Pauly: Will there ever be a rematch between Andy Beal and The Corporation? If so, what do you see will change?
MC: Andy Beal has found a much bigger game. He enjoys banking much more than poker and his interest in poker can be strongly linked to his reduced banking activities during the first part of this decade. Although it is not impossible that he will play high-stakes poker again, a game between him and the top pros would be a strong sign that the economy has dangerously over-expanded. If they do play again, expect a war to break out because Ivey will want to play Beal on his own bankroll.
Pauly: Tell me something funny about Phil Ivey that we don't know about?
MC: I wrote a series of pieces for the blog called Looking for Ivey. But let me tantalize you with a bits:
(1) Phil considered contributing to the Strategy Guide and gave me a three-minute interview in which we talked about poker strategy.
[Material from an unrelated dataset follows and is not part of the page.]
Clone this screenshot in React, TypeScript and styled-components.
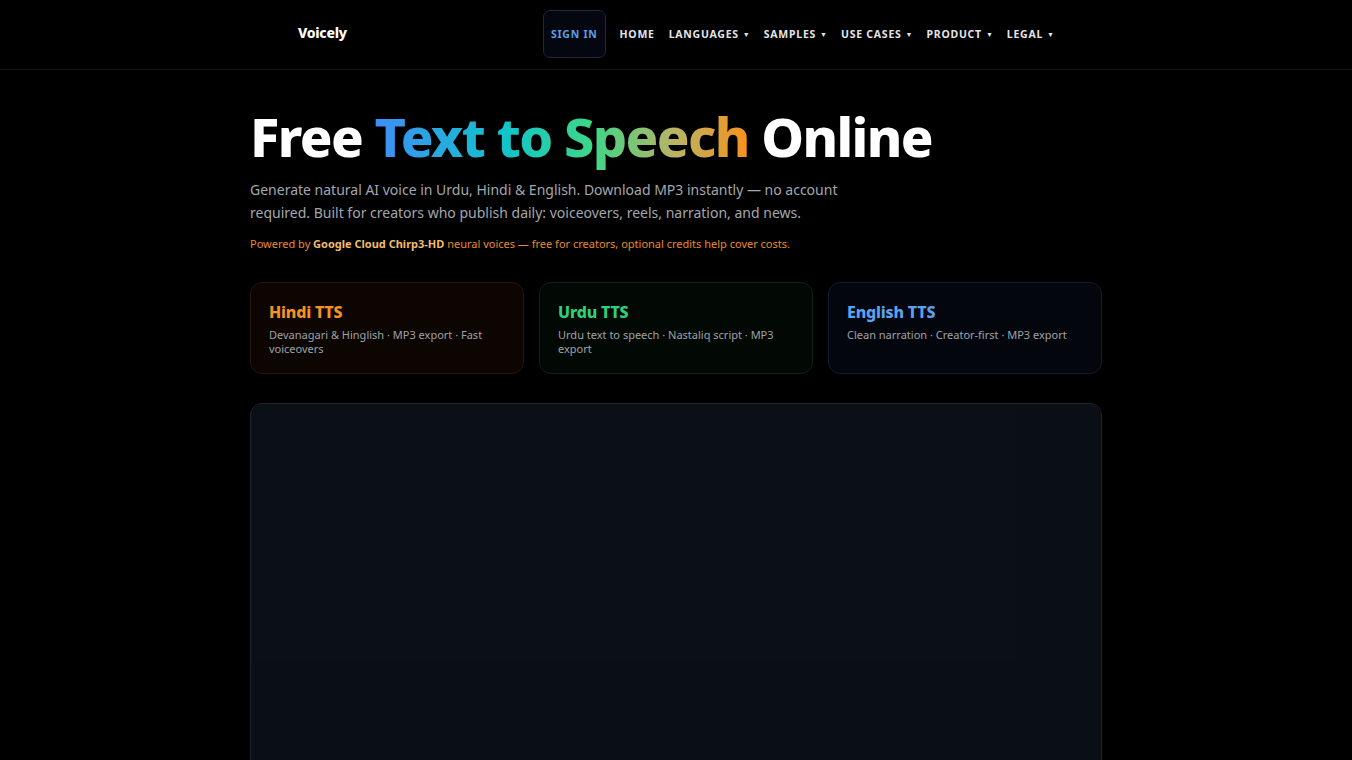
import React from "react";
import styled, { createGlobalStyle } from "styled-components";

const GlobalStyle = createGlobalStyle`
  * { box-sizing: border-box; }
  html, body {
    margin: 0;
    background: #000;
    color: #fff;
    font-family: "Noto Sans", "Open Sans", sans-serif;
  }
`;

const Page = styled.div`
  min-height: 100vh;
  background: #000;
`;

const TopBar = styled.header`
  height: 70px;
  border-bottom: 1px solid #141414;
`;

const TopBarInner = styled.div`
  max-width: 852px;
  height: 100%;
  margin: 0 auto;
  padding: 0 48px 1px;
  display: flex;
  align-items: center;
  justify-content: space-between;
`;

const Logo = styled.a`
  padding-bottom: 3px;
  font-size: 14px;
  font-weight: 800;
  color: #fff;
  text-decoration: none;
  letter-spacing: -0.3px;
`;

const Nav = styled.nav`
  display: flex;
  align-items: center;
  gap: 14px;
`;

const NavLink = styled.a<{ $accent?: boolean }>`
  display: flex;
  align-items: center;
  gap: 4px;
  font-size: 10.5px;
  font-weight: 700;
  letter-spacing: 0.75px;
  text-transform: uppercase;
  color: ${(p) => (p.$accent ? "#5b9fe6" : "#e3e5e8")};
  text-decoration: none;
  cursor: pointer;
`;

const SignIn = styled(NavLink)`
  height: 48px;
  padding: 0 7px;
  border: 1px solid #1c2740;
  border-radius: 7px;
  background: #04070f;
`;

const Caret = styled.span`
  font-size: 7px;
  letter-spacing: 0;
`;

const Main = styled.main`
  max-width: 852px;
  margin: 0 auto;
  padding-top: 34px;
`;

const Title = styled.h1`
  margin: 0;
  font-size: 54px;
  font-weight: 800;
  line-height: 64px;
  letter-spacing: -1.6px;
  color: #fff;
`;

const Gradient = styled.span`
  background: linear-gradient(90deg, #3d8ef6 0%, #12c4c9 35%, #3ed688 58%, #b9b464 80%, #f8901c 100%);
  -webkit-background-clip: text;
  background-clip: text;
  color: transparent;
`;

const Lead = styled.p`
  margin: 11px 0 0;
  max-width: 600px;
  font-size: 14px;
  line-height: 22.5px;
  color: #a3a7ad;
`;

const Powered = styled.p`
  margin: 12px 0 0;
  font-size: 11px;
  line-height: 16px;
  color: #ea8a2b;

  strong {
    color: #f2bc6b;
    font-weight: 700;
  }
`;

const Cards = styled.div`
  margin-top: 30px;
  display: grid;
  grid-template-columns: repeat(3, 1fr);
  gap: 15px;
`;

const tones = {
  hindi: { bg: "#0c0502", border: "#2a1309", title: "#f7931e" },
  urdu: { bg: "#020904", border: "#0f2217", title: "#2fd07a" },
  english: { bg: "#04060e", border: "#161a2c", title: "#5aa2f0" },
};

type Tone = keyof typeof tones;

const Card = styled.a<{ $tone: Tone }>`
  height: 92px;
  padding: 19px 18px;
  border-radius: 12px;
  background: ${(p) => tones[p.$tone].bg};
  border: 1px solid ${(p) => tones[p.$tone].border};
  text-decoration: none;
  display: block;
`;

const CardTitle = styled.div<{ $tone: Tone }>`
  font-size: 16px;
  font-weight: 800;
  line-height: 20px;
  letter-spacing: -0.2px;
  color: ${(p) => tones[p.$tone].title};
`;

const CardText = styled.div`
  margin-top: 6px;
  font-size: 11px;
  line-height: 14px;
  color: #9ea2a8;
`;

const Studio = styled.section`
  margin-top: 29px;
  height: 420px;
  border: 1px solid #1d232d;
  border-radius: 12px;
  background: #0b0f16;
  padding: 4px 0 0 4px;
  display: grid;
  grid-template-columns: 252px 1fr 86px;
  grid-template-rows: 254px 1fr;
  overflow: hidden;
`;

const Shade = styled.div<{ $tint: string }>`
  background: ${(p) => p.$tint};
`;

const cards: { tone: Tone; title: string; text: string }[] = [
  { tone: "hindi", title: "Hindi TTS", text: "Devanagari & Hinglish · MP3 export · Fast voiceovers" },
  { tone: "urdu", title: "Urdu TTS", text: "Urdu text to speech · Nastaliq script · MP3 export" },
  { tone: "english", title: "English TTS", text: "Clean narration · Creator-first · MP3 export" },
];

const menu = ["Languages", "Samples", "Use cases", "Product", "Legal"];

export default function App() {
  return (
    <Page>
      <GlobalStyle />
      <TopBar>
        <TopBarInner>
          <Logo href="#">Voicely</Logo>
          <Nav>
            <SignIn $accent>Sign in</SignIn>
            <NavLink>Home</NavLink>
            {menu.map((m) => (
              <NavLink key={m}>
                {m} <Caret>▼</Caret>
              </NavLink>
            ))}
          </Nav>
        </TopBarInner>
      </TopBar>
      <Main>
        <Title>
          Free <Gradient>Text to Speech</Gradient> Online
        </Title>
        <Lead>
          Generate natural AI voice in Urdu, Hindi &amp; English. Download MP3 instantly — no account
          required. Built for creators who publish daily: voiceovers, reels, narration, and news.
        </Lead>
        <Powered>
          Powered by <strong>Google Cloud Chirp3-HD</strong> neural voices — free for creators, optional
          credits help cover costs.
        </Powered>
        <Cards>
          {cards.map((c) => (
            <Card key={c.tone} $tone={c.tone} href="#">
              <CardTitle $tone={c.tone}>{c.title}</CardTitle>
              <CardText>{c.text}</CardText>
            </Card>
          ))}
        </Cards>
        <Studio>
          <Shade $tint="#0b0f16" />
          <Shade $tint="#0b1016" />
          <Shade $tint="#0a0f15" />
          <Shade $tint="#0a0f15" />
          <Shade $tint="#0a0f15" />
          <Shade $tint="#0a0f15" />
        </Studio>
      </Main>
    </Page>
  );
}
I wrote it off as a waste of both our time – until I recently reread the transcript.
(2) Buses make Phil Ivey sick.
(3) On the day Phil Ivey was born, Wayne Newton was headlining at the Sands, Totie Fields at the Sahara, Don Rickles at the Riviera, the Fifth Dimension at the Hilton, and Bobby Gentry at the Frontier.
(4) When once presented with a possible bet on the subject, Phil Ivey said wouldn't give up gambling for a year for $20 million.
(5) I saw Erick Lindgren call Phil "Pigpen" on European TV and get away with it.
(6) Several years ago, Ivey conceivably could have given up poker to trade stocks.